2004/06/12 - Challenger Point and Kit Carson Peak  
  ID: 1283 Author: Jessica Klement Start Date: 6/12/04   End Date:    
     
  Trip Report: Challenger Point and Kit Carson Peak
Date: June 12-13, 2004
Route: West Ridge II, Class 3 (4.2 miles, 3,600 ft.)
Time: 7.5 hours roundtrip from Willow Lake
Approach: Willow Lake (7.4 miles, 2884 ft.)
Time in: 3 hours from Willow Creek TH to Willow Lake
Time out: 2 hours from the lake to the TH

Dan, Kenya and I left Conifer at 10am on Saturday and arrived at the Willow Creek TH (also signed the South Crestone TH) just before 1pm. We hit the trail a little after 1 and headed up up up. The trail was beautiful with some very nice vistas along the way. Many backpackers and day hikers were on the trail. Three hours and 63 switchbacks later, we arrived at Willow Lake. There were already a few campers and we found an open campsite on the west side of the lake. This has to be one of the nicest campsites I’ve been at. A gorgeous lake, with a huge waterfall feeding it, while surrounded by the rugged Sangres!

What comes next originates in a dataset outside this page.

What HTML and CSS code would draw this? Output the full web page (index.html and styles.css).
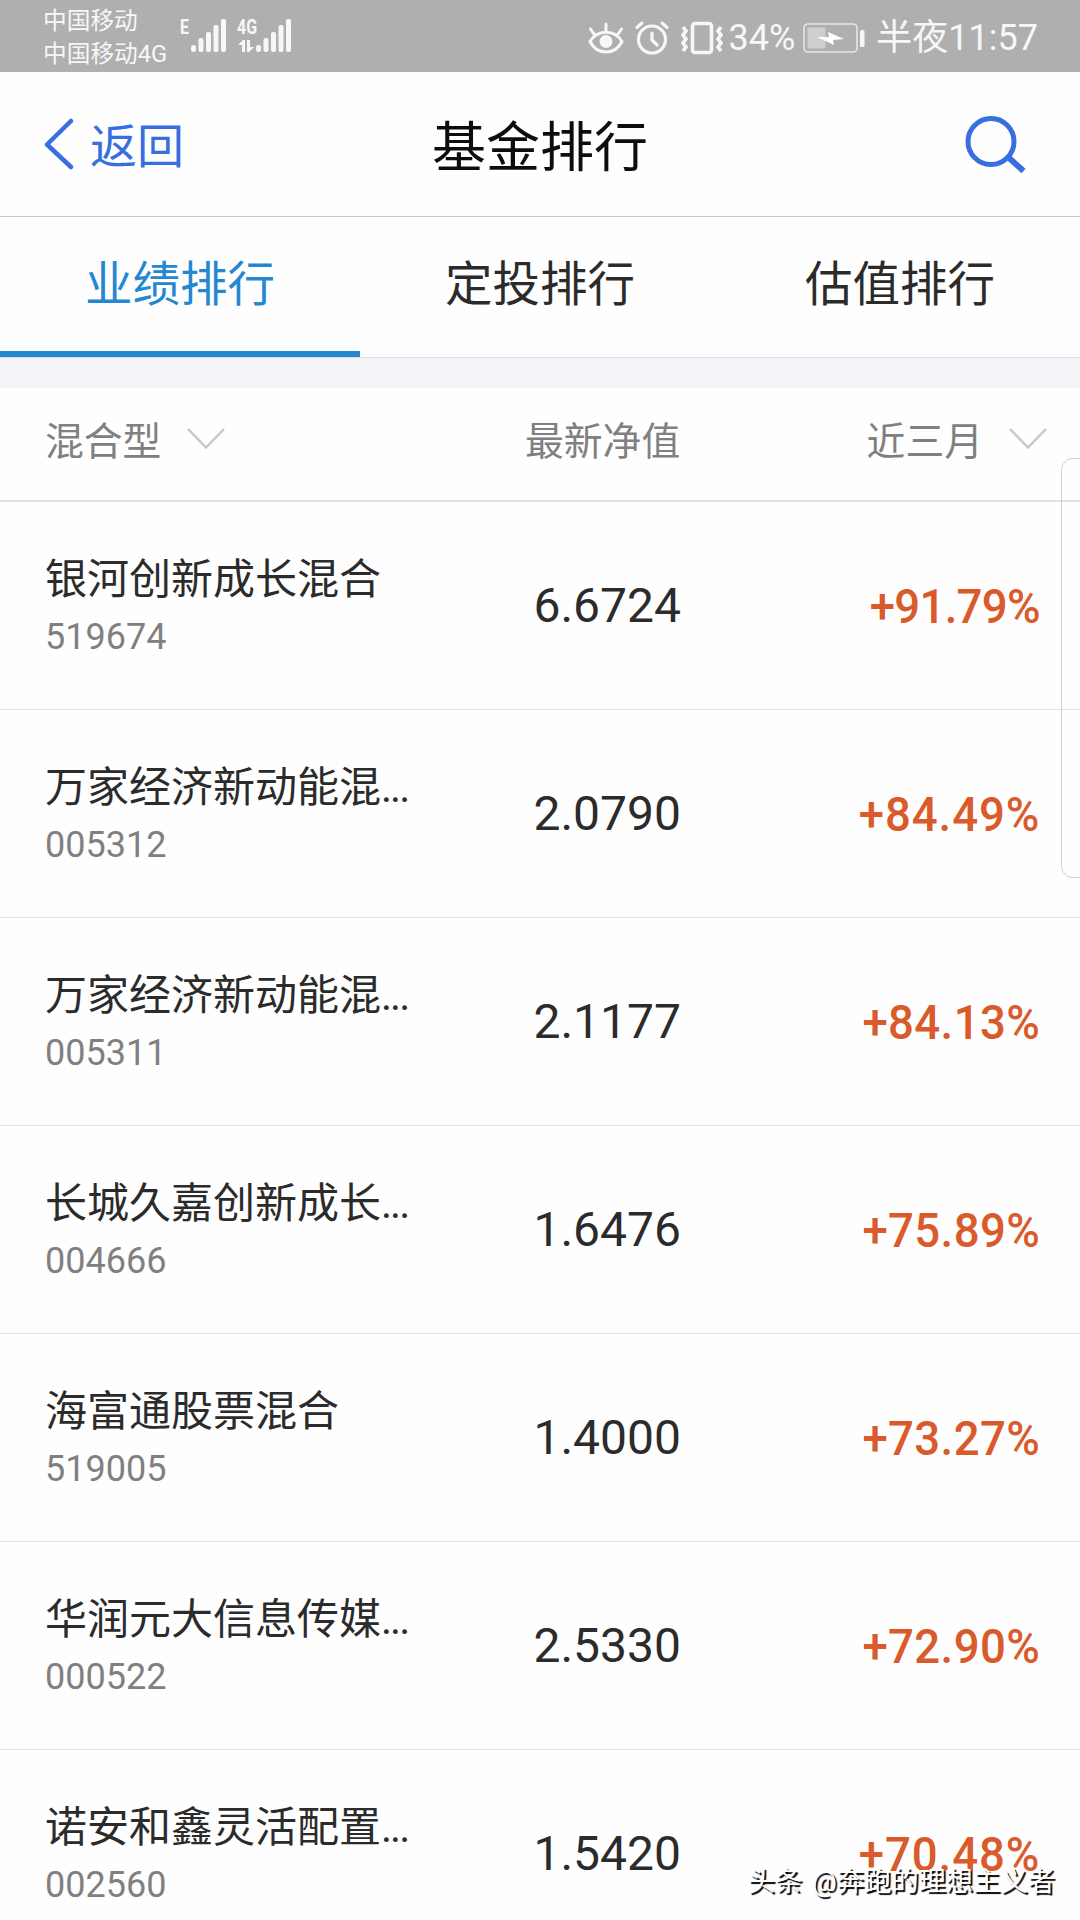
FILE: index.html
```html
<!DOCTYPE html>
<html lang="zh-CN">
<head>
    <meta charset="UTF-8">
    <meta name="viewport" content="width=device-width, initial-scale=1.0">
    <title>基金排行</title>
    <link rel="stylesheet" href="styles.css">
</head>
<body>
    <div class="status-bar">
        <div class="carriers">
            <span>中国移动</span>
            <span>中国移动4G</span>
        </div>
        <svg class="signals" width="114" height="40" viewBox="0 0 114 40">
            <g fill="#f7f7f7">
                <text class="net-label" x="0" y="19" textLength="9" lengthAdjust="spacingAndGlyphs">E</text>
                <rect x="11" y="30" width="5" height="7" rx="2.5"/>
                <rect x="18.5" y="23" width="5" height="14" rx="2"/>
                <rect x="26" y="17" width="5" height="20" rx="2"/>
                <rect x="33.5" y="10" width="5" height="27" rx="2"/>
                <rect x="41" y="4" width="5" height="33" rx="2"/>
                <text class="net-label" x="57" y="19" textLength="20" lengthAdjust="spacingAndGlyphs">4G</text>
                <path d="M58 30l5-5h2v12h-3v-7zM67 25h3v7h4l-5 5h-2z"/>
                <rect x="76" y="30" width="5" height="7" rx="2.5"/>
                <rect x="83.5" y="23" width="5" height="14" rx="2"/>
                <rect x="91" y="17" width="5" height="20" rx="2"/>
                <rect x="98.5" y="10" width="5" height="27" rx="2"/>
                <rect x="106" y="4" width="5" height="33" rx="2"/>
            </g>
        </svg>
        <div class="status-right">
            <svg width="36" height="34" viewBox="0 0 36 34" fill="none" stroke="#f7f7f7" stroke-width="3" stroke-linecap="round">
                <path d="M2 20.5C9 8 27 8 34 20.5C27 34.5 9 34.5 2 20.5z"/>
                <path d="M18 10V3M6 13L2.5 8M30 13l3.5-5"/>
                <circle cx="18" cy="20.5" r="6.5" fill="#f7f7f7" stroke="none"/>
            </svg>
            <svg width="34" height="34" viewBox="0 0 34 34" fill="none" stroke="#f7f7f7" stroke-width="3.2" stroke-linecap="round">
                <circle cx="17" cy="18.5" r="13.5"/>
                <path d="M17 12v7l5 5M2 6.500l5-4.500M32 6.500l-5-4.500"/>
            </svg>
            <svg width="44" height="34" viewBox="0 0 44 34" fill="none" stroke="#f7f7f7" stroke-width="3.6">
                <rect x="12.5" y="2.500" width="19" height="29" rx="2.5"/>
                <path d="M3 6l3 4-3 4 3 4-3 4 3 4-3 4M41 6l-3 4 3 4-3 4 3 4-3 4 3 4"/>
            </svg>
            <span class="battery-text">34%</span>
            <svg width="62" height="30" viewBox="0 0 62 30">
                <rect x="1" y="1" width="53" height="28" rx="4" fill="none" stroke="#e6e6e6" stroke-width="1.6"/>
                <rect x="4.5" y="4.500" width="18" height="21" fill="#cfcfcf"/>
                <path d="M14 14l12 0-1-5 16 7-11 1 1 5z" fill="#fff"/>
                <rect x="57" y="7" width="4.5" height="17" rx="1.5" fill="#f7f7f7"/>
            </svg>
            <span class="clock">半夜11:57</span>
        </div>
    </div>

    <div class="header">
        <a class="back">
            <svg width="30" height="52" viewBox="0 0 30 52" fill="none" stroke="#376fe0" stroke-width="4.5" stroke-linecap="round" stroke-linejoin="round">
                <path d="M27 3L3 26.5L27 49"/>
            </svg>
            <span>返回</span>
        </a>
        <h1>基金排行</h1>
        <svg class="search" width="62" height="60" viewBox="0 0 62 60" fill="none" stroke="#376fe0" stroke-width="5">
            <circle cx="26" cy="27.5" r="23"/>
            <path d="M43 43L58.5 57" stroke-width="6"/>
        </svg>
    </div>

    <div class="tabs">
        <div class="tab active">业绩排行</div>
        <div class="tab">定投排行</div>
        <div class="tab">估值排行</div>
    </div>

    <div class="filters">
        <div class="filter-type">
            <span>混合型</span>
            <svg width="40" height="24" viewBox="0 0 40 24" fill="none" stroke="#c8c8c8" stroke-width="2.5"><path d="M2 2L20 20.5L38 2"/></svg>
        </div>
        <div class="filter-value">最新净值</div>
        <div class="filter-period">
            <span>近三月</span>
            <svg width="40" height="24" viewBox="0 0 40 24" fill="none" stroke="#c8c8c8" stroke-width="2.5"><path d="M2 2L20 20.5L38 2"/></svg>
        </div>
    </div>

    <div class="fund-list">
        <div class="fund">
            <div class="fund-info">
                <div class="fund-name">银河创新成长混合</div>
                <div class="fund-code">519674</div>
            </div>
            <div class="fund-value">6.6724</div>
            <div class="fund-rate tighter"><span>+91.79%</span></div>
        </div>
        <div class="fund">
            <div class="fund-info">
                <div class="fund-name">万家经济新动能混<span class="dots">...</span></div>
                <div class="fund-code">005312</div>
            </div>
            <div class="fund-value">2.0790</div>
            <div class="fund-rate wide"><span>+84.49%</span></div>
        </div>
        <div class="fund">
            <div class="fund-info">
                <div class="fund-name">万家经济新动能混<span class="dots">...</span></div>
                <div class="fund-code">005311</div>
            </div>
            <div class="fund-value">2.1177</div>
            <div class="fund-rate"><span>+84.13%</span></div>
        </div>
        <div class="fund">
            <div class="fund-info">
                <div class="fund-name">长城久嘉创新成长<span class="dots">...</span></div>
                <div class="fund-code">004666</div>
            </div>
            <div class="fund-value">1.6476</div>
            <div class="fund-rate"><span>+75.89%</span></div>
        </div>
        <div class="fund">
            <div class="fund-info">
                <div class="fund-name">海富通股票混合</div>
                <div class="fund-code">519005</div>
            </div>
            <div class="fund-value">1.4000</div>
            <div class="fund-rate"><span>+73.27%</span></div>
        </div>
        <div class="fund">
            <div class="fund-info">
                <div class="fund-name">华润元大信息传媒<span class="dots">...</span></div>
                <div class="fund-code">000522</div>
            </div>
            <div class="fund-value">2.5330</div>
            <div class="fund-rate"><span>+72.90%</span></div>
        </div>
        <div class="fund">
            <div class="fund-info">
                <div class="fund-name">诺安和鑫灵活配置<span class="dots">...</span></div>
                <div class="fund-code">002560</div>
            </div>
            <div class="fund-value">1.5420</div>
            <div class="fund-rate wide"><span>+70.48%</span></div>
        </div>
    </div>

    <div class="side-panel"></div>
    <div class="watermark">头条 @奔跑的理想主义者</div>
</body>
</html>
```
FILE: styles.css
```css
* {
    box-sizing: border-box;
}
body {
    margin: 0;
    position: relative;
    width: 1080px;
    height: 1920px;
    overflow: hidden;
    background: #fefefe;
    color: #2b2b2b;
    font-family: Roboto, "Noto Sans CJK SC", sans-serif;
}
svg {
    display: block;
    flex: none;
}

/* status bar */
.status-bar {
    display: flex;
    height: 72px;
    padding-left: 43px;
    padding-right: 42px;
    background: #afafaf;
    color: #f7f7f7;
}
.carriers {
    display: flex;
    flex-direction: column;
    width: 137px;
    padding-top: 5px;
    font-size: 23.7px;
    line-height: 33px;
    white-space: nowrap;
}
.signals {
    margin-top: 15px;
}
.net-label {
    font-size: 20px;
    font-weight: 700;
}
.status-right {
    display: flex;
    align-items: center;
    margin-left: auto;
    height: 74px;
    padding-top: 2px;
    font-size: 36px;
    line-height: 72px;
    white-space: nowrap;
}
.status-right svg {
    margin-right: 11px;
}
.status-right svg:nth-of-type(3) {
    margin-right: 5px;
}
.battery-text {
    margin-right: 8px;
}

/* header */
.header {
    display: grid;
    grid-template-columns: 1fr auto 1fr;
    align-items: center;
    height: 145px;
    padding: 0 53px;
    border-bottom: 1px solid #c6c6c6;
}
.back {
    display: flex;
    align-items: center;
    gap: 16px;
    margin-left: -9px;
    color: #376fe0;
    font-size: 47px;
}
.back span {
    margin-top: -3px;
}
h1 {
    margin: -2px 0 0;
    color: #0d0d0d;
    font-size: 54px;
    font-weight: 400;
}
.search {
    justify-self: end;
}

/* tabs */
.tabs {
    display: flex;
    height: 141px;
    border-bottom: 1px solid #dedee2;
}
.tab {
    flex: 1;
    height: 140px;
    font-size: 47.5px;
    line-height: 137px;
    text-align: center;
}
.tab.active {
    color: #2388d1;
    border-bottom: 6px solid #2388d1;
}

/* column filters */
.filters {
    display: grid;
    grid-template-columns: 440px 325px 1fr;
    align-items: center;
    height: 144px;
    padding: 0 32px 12px 45px;
    border-top: 30px solid #f3f3f8;
    border-bottom: 2px solid #e0e0e0;
    color: #808080;
    font-size: 38.8px;
}
.filter-type,
.filter-period {
    display: flex;
    align-items: center;
    gap: 25px;
}
.filter-period {
    justify-content: flex-end;
}
.filter-type svg,
.filter-period svg {
    margin-top: 2px;
}
.filter-value {
    padding-left: 40px;
}

/* fund rows */
.fund {
    display: grid;
    grid-template-columns: 440px 196px 1fr;
    align-items: center;
    height: 208px;
    padding: 0 40px 0 45px;
    border-bottom: 1px solid #e3e3e3;
}
.fund-info {
    padding-top: 3px;
}
.fund-name {
    font-size: 42px;
    line-height: 60px;
    white-space: nowrap;
}
.dots {
    letter-spacing: -2px;
}
.fund-code {
    color: #808080;
    font-size: 36px;
    line-height: 55px;
}
.fund-value {
    font-size: 48px;
    text-align: right;
}
.fund-rate {
    padding-top: 2px;
    color: #d95a2b;
    font-size: 49px;
    font-weight: 500;
    letter-spacing: 0.4px;
    text-align: right;
}
.fund-rate.wide {
    letter-spacing: 1px;
}
.fund-rate.tighter {
    letter-spacing: -0.8px;
}
.fund-rate span {
    display: inline-block;
    transform: scaleX(0.93);
    transform-origin: right;
}

/* floating layers */
.side-panel {
    position: absolute;
    top: 458px;
    right: -12px;
    width: 31px;
    height: 420px;
    border: 1px solid #d0d0d0;
    border-radius: 12px;
}
.watermark {
    position: absolute;
    right: 25px;
    bottom: 18px;
    color: #fff;
    font-size: 27.3px;
    line-height: 40px;
    text-shadow: 2px 2px 1px #000;
    white-space: nowrap;
    word-spacing: 3px;
}
```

We left camp Sunday morning at 5am. We headed up the trail above the lake where we saw two other tents. We then started up the North Slopes of Challenger. Most of the climb is just steep and up until you gain the ridge. Then you cross onto the other side of the ridge (south side) when it gets more interesting. You traverse a series of cool ledges that were far more exciting and more "technical" than anything I encountered on Kit Carson. These ledges eventually spit you out back on the ridge and you take an awesome, airy ridge walk to the summit. Three hours after leaving camp we made it to the summit.

We left the summit and headed down towards the saddle between Challenger and Kit Carson. The first section of the Avenue was in view, and, as with most things, it looks much harder from far away than it is. Once we reached the Avenue, we noticed it was going to be easier than we thought. There is still snow, but enough has melted that you can pretty much avoid it all together. There is enough exposed rock on the ledge to stick to that, which we did. A few spots had a little snow to cross, but there were already solid steps kicked in. No snow gear is necessary (in my opinion) and our dog did it fine. We stayed on the Avenue for a while (as Roach directs) until finding the correct gully to go up. It was pretty easy going, and an hour after leaving Challenger we were on the summit. I’m not sure where the Class 3 scrambling was on this route… I found Challenger’s top section to be more fun and more challenging.
We left the summit and headed back down. The Avenue is a bit trickier this way since you are heading down. We quickly made it to the saddle. (If we had brought ice axes, we may have descended the Kirk Couloir.) We headed back up to the summit of Challenger (1 hour). We repeated the fun ridge walk and ledge traverse and started the knee-busting climb down. This has to be one of the more unpleasant descents due to the steepness and terrain. We were back at camp after about 2 hours. With time on the summits, our total roundtrip from camp was 7.5 hours. We saw a few other people during our climb, but as far as I know no others summitted that day.

We packed up our stuff and headed down the 63 switchbacks back to our car in 2 hours. Fun stuff!